The focus in the commercial world on numbers breeds a huge bias in favour of quantitative research. One of the challenges with quantitative research is that it rarely answers the question ‘why’, and focuses on the ‘what’ (i.e. the ‘what happened?‘).

 

We, as customer/user experience professionals, need to balance this with qualitative research, focussing on uncovering the drivers of behaviour – why are people doing what they are doing? What goal are they trying to achieve?

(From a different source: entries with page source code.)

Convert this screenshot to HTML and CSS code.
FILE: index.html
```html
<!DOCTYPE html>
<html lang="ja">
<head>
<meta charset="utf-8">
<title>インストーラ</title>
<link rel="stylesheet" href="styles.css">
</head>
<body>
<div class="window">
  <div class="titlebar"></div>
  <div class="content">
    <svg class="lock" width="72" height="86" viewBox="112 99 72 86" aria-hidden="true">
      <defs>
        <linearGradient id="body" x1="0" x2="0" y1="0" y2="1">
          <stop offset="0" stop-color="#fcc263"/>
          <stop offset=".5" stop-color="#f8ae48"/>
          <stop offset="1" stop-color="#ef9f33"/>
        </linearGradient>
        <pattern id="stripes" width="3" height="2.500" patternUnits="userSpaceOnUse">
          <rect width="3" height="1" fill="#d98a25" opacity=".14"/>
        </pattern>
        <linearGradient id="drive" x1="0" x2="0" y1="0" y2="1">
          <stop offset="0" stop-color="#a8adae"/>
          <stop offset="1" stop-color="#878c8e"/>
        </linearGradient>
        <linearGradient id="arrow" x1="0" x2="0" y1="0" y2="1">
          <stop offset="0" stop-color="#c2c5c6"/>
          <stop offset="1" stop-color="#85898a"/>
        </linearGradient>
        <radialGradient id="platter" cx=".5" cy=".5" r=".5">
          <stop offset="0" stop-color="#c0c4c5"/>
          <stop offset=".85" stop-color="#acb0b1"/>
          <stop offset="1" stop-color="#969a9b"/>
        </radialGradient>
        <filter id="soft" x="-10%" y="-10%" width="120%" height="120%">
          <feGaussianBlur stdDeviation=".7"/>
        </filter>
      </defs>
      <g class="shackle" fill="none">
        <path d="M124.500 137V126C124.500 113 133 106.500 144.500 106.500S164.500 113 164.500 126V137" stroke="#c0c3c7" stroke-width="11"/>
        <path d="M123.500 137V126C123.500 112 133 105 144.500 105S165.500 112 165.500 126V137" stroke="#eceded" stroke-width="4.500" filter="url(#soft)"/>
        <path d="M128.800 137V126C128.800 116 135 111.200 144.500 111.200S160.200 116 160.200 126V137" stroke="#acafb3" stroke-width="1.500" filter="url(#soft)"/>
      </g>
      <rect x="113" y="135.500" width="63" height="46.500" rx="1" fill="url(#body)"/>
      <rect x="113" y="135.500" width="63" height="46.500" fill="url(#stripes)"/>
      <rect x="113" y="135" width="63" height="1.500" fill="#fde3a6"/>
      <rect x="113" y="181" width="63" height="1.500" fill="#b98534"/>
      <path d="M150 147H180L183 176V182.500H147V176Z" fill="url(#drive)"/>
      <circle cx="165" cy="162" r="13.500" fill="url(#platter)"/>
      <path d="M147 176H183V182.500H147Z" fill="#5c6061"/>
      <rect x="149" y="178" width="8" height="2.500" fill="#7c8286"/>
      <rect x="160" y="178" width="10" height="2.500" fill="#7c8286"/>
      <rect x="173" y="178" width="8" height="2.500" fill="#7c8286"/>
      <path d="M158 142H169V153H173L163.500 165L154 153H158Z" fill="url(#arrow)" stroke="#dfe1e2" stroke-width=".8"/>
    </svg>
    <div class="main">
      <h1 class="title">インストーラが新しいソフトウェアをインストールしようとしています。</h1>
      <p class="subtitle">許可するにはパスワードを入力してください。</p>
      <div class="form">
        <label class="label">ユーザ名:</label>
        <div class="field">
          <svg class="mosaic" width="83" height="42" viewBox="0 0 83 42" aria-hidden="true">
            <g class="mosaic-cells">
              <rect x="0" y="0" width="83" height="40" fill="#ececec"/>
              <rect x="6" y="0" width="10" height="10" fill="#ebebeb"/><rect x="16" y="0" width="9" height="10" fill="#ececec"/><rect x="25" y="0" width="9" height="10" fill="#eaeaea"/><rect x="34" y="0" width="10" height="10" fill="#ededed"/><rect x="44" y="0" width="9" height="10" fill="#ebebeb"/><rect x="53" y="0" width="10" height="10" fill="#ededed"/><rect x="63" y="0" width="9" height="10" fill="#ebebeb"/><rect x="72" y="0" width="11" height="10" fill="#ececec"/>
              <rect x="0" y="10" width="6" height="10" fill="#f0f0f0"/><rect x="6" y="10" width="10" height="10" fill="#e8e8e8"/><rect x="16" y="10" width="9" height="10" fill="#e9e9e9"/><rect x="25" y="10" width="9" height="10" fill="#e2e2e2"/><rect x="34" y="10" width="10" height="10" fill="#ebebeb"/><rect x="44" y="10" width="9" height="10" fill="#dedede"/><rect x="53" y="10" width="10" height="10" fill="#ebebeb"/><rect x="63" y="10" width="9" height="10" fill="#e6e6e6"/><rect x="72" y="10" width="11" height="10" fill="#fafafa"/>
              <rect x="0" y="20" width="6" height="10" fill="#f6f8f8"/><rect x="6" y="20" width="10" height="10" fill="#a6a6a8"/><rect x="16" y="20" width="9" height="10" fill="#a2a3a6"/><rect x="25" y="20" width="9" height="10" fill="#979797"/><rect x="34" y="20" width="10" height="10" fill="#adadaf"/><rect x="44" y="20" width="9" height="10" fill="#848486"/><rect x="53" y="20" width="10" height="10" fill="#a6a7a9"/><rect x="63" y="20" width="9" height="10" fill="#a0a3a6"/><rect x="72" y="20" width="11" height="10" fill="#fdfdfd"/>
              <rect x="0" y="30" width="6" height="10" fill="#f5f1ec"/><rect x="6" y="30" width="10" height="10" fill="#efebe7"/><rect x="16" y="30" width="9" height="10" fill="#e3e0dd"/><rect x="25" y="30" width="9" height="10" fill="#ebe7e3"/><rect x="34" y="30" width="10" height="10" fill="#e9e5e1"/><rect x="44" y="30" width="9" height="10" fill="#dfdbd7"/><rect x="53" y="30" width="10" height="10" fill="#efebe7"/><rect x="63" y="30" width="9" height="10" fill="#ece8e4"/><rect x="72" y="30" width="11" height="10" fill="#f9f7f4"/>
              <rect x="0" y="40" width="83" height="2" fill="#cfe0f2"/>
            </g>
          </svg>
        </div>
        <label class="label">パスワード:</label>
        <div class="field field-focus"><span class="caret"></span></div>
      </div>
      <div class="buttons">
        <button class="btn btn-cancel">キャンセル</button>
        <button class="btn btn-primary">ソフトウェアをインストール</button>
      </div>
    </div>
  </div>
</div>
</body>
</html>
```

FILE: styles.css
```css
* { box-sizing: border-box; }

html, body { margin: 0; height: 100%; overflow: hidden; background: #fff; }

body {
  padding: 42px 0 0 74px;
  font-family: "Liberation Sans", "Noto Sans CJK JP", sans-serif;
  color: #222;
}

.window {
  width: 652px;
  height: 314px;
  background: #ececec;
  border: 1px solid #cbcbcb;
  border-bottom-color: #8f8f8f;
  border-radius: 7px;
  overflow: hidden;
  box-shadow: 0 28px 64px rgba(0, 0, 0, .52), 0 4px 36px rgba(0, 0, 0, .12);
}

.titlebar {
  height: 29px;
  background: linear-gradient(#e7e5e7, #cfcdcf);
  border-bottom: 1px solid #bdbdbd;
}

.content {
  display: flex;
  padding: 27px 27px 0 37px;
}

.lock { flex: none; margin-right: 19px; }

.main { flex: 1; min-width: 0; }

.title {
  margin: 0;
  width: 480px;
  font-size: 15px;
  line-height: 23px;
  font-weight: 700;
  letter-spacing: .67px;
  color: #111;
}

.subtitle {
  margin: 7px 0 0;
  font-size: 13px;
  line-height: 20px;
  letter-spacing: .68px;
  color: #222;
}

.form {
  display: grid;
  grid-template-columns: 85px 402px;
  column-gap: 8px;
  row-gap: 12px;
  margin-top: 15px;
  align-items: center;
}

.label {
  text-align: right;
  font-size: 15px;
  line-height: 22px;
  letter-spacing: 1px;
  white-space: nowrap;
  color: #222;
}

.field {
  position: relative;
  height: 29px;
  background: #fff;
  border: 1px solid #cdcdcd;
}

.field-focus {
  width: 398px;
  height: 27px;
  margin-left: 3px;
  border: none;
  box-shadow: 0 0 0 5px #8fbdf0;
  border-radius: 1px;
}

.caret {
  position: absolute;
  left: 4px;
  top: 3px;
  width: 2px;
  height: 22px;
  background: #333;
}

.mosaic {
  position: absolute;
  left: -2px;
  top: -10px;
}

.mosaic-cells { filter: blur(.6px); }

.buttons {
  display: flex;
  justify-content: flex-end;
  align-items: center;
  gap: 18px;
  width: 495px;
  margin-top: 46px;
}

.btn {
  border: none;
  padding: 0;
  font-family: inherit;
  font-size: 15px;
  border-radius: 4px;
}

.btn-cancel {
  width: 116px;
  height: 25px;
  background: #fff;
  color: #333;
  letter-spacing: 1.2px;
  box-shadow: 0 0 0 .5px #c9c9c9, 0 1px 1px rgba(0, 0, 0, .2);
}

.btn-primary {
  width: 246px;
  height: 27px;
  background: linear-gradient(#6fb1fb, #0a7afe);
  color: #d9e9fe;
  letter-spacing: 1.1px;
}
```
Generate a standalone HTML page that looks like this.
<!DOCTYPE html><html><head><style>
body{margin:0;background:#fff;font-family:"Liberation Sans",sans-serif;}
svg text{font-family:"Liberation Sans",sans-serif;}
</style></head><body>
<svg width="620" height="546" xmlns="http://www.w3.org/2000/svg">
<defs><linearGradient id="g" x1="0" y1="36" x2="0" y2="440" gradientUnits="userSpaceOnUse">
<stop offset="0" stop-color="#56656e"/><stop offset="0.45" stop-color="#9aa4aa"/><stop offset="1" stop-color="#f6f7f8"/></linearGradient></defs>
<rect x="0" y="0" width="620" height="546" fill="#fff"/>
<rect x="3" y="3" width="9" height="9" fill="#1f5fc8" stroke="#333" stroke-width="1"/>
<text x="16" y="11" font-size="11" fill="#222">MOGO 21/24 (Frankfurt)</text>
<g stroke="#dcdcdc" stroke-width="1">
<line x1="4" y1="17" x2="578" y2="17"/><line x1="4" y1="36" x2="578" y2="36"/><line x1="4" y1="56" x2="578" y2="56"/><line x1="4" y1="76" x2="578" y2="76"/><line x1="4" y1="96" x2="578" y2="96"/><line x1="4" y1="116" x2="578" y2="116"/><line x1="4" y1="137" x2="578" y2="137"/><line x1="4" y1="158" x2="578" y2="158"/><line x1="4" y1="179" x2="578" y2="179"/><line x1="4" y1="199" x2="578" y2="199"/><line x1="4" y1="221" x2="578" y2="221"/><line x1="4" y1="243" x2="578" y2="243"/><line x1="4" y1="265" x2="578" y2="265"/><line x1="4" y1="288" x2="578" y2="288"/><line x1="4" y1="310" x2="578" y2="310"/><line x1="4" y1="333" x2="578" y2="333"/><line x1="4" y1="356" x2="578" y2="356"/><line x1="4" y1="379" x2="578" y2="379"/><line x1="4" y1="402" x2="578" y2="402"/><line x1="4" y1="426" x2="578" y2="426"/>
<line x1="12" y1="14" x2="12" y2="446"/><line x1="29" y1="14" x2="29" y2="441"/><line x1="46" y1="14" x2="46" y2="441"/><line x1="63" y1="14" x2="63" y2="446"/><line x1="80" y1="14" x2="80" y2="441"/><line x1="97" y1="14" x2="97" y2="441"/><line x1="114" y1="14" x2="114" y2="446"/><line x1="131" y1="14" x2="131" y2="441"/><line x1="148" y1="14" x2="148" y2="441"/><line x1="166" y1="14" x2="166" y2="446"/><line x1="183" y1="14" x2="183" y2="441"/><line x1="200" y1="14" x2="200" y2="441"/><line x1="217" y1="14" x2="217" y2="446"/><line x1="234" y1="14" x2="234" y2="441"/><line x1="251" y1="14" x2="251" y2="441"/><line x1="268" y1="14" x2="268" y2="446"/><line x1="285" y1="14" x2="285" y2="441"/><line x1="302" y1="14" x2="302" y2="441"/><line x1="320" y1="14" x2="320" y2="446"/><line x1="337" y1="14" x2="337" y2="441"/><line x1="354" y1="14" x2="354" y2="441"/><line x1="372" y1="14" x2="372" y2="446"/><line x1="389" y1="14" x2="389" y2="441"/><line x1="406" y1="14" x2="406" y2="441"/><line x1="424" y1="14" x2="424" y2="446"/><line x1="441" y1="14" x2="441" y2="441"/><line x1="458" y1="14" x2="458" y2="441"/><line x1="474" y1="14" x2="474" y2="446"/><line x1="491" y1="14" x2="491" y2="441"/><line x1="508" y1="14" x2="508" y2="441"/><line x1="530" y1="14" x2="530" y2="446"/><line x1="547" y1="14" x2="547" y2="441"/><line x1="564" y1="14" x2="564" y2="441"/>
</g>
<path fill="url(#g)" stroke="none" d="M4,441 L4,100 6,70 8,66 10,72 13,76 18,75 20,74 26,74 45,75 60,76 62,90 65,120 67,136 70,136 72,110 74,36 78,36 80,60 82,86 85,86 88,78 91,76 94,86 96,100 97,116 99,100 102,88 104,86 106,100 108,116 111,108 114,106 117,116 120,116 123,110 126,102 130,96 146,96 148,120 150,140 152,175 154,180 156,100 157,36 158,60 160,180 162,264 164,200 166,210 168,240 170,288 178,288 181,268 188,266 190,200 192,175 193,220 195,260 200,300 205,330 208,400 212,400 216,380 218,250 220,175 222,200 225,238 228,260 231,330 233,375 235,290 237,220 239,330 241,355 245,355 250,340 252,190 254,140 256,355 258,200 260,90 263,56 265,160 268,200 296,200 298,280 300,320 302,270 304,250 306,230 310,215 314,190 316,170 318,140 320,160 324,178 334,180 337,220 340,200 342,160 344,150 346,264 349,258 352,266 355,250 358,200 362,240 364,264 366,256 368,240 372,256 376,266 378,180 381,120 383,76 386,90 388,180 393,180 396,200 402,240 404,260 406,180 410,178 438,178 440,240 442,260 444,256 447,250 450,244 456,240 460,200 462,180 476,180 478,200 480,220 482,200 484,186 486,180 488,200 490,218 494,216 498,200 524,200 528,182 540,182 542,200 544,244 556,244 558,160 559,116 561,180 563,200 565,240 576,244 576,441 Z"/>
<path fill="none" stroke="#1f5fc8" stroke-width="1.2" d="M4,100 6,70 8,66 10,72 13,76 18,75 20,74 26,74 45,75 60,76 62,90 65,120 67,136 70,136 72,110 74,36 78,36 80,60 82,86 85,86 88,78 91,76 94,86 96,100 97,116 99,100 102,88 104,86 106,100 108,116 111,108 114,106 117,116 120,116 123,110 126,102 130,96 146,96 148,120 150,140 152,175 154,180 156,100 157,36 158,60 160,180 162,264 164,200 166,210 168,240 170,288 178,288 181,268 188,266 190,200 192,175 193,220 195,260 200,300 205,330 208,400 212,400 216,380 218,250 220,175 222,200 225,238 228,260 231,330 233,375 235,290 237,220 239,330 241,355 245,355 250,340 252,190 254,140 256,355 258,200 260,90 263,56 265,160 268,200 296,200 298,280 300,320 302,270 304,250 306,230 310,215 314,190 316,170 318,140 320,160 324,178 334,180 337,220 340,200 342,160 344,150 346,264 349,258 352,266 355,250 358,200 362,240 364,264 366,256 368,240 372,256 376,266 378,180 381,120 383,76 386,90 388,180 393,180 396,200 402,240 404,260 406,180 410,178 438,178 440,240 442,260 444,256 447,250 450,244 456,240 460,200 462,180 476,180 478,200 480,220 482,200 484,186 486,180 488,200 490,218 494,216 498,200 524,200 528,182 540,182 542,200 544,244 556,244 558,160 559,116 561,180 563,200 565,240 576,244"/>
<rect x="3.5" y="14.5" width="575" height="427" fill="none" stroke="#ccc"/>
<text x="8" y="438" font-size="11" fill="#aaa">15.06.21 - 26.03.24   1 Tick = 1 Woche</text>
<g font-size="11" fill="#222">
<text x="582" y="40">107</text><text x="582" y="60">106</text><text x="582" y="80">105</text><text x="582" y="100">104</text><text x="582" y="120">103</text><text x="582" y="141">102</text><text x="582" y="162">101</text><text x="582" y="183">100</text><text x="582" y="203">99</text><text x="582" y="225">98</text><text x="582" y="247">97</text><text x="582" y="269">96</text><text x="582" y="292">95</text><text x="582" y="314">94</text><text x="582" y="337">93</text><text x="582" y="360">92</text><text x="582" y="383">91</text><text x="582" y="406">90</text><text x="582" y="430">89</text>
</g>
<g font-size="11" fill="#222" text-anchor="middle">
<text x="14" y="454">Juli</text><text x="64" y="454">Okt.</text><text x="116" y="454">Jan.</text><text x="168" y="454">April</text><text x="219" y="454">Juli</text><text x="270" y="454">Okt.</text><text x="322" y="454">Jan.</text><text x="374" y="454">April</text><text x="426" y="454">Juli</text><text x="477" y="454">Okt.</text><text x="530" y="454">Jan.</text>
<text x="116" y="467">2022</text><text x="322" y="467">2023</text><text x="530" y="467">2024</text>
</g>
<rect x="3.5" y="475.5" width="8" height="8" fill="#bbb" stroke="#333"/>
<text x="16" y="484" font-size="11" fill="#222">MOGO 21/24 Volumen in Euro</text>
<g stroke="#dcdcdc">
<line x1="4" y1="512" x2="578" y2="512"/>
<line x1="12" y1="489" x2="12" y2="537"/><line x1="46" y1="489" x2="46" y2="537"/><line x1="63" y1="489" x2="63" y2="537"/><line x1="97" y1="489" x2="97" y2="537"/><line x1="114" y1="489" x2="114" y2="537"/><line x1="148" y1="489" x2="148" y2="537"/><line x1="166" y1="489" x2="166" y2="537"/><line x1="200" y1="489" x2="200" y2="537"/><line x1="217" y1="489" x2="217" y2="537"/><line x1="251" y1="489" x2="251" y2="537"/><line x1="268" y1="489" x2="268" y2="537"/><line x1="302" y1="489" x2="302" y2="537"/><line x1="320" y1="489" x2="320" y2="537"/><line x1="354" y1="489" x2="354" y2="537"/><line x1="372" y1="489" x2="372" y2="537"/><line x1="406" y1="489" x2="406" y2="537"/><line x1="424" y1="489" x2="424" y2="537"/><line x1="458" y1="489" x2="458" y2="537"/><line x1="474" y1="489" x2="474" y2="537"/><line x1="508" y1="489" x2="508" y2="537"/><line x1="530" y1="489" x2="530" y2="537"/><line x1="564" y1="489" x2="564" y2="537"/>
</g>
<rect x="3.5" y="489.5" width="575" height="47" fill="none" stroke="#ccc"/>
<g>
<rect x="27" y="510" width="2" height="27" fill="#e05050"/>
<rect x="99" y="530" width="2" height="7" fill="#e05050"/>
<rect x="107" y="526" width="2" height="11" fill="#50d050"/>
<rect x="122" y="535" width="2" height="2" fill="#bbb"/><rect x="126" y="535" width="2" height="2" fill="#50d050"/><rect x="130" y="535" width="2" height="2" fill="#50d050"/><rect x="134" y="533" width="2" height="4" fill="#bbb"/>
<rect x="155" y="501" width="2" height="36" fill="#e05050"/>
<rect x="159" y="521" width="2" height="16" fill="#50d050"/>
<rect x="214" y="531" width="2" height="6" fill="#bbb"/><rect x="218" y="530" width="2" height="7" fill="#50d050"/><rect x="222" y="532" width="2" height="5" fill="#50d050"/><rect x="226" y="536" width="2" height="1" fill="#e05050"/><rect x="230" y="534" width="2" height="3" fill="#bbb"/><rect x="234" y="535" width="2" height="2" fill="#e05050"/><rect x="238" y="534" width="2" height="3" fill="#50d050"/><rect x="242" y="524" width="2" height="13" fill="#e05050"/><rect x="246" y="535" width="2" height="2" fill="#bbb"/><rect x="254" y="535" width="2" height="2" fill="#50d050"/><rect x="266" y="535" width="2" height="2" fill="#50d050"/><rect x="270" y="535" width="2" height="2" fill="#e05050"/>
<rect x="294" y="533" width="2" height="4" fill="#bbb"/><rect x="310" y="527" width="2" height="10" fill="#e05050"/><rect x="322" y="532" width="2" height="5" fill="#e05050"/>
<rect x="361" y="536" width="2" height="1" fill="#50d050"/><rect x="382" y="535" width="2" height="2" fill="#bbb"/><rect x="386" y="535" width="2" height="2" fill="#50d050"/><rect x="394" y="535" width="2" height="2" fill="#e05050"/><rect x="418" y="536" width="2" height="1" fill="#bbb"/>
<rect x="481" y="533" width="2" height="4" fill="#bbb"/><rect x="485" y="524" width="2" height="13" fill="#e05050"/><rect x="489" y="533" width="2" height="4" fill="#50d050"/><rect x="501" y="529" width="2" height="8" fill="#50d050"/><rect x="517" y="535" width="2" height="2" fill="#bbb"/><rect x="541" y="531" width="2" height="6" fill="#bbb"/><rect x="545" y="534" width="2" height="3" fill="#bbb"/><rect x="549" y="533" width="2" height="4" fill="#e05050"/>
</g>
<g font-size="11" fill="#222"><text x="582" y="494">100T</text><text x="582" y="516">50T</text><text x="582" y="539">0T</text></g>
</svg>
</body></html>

What Core Want are they trying to fulfil?

 

The ultimate goal should be to try and map our qualitative findings to quantitative measures – allowing us to tell the human story, but underpinned by quantitative measures.

 

The work that I have done mapping customer journeys, and experience mapping, has included a process whereby we identified key measures by which we relate qualitative findings to hard numbers – both outside-in, customer focussed (like satisfaction (a.k.a CSat), complaints etc.), and inside-out, business focussed (like trading data, conversion rate, ASP/AOV, returns etc.).

 

This allows you to both understand the psychological process that drives customer behaviour, and articulate it in a meaningful way that highlights and quantifies problems and opportunities.

 

As organisations become more customer centric, this, I believe, is a vital step – an organisation needs to understand customer behaviour and, importantly for the bottom line, understand where to invest in the customer journey to increase sales, loyalty and satisfaction.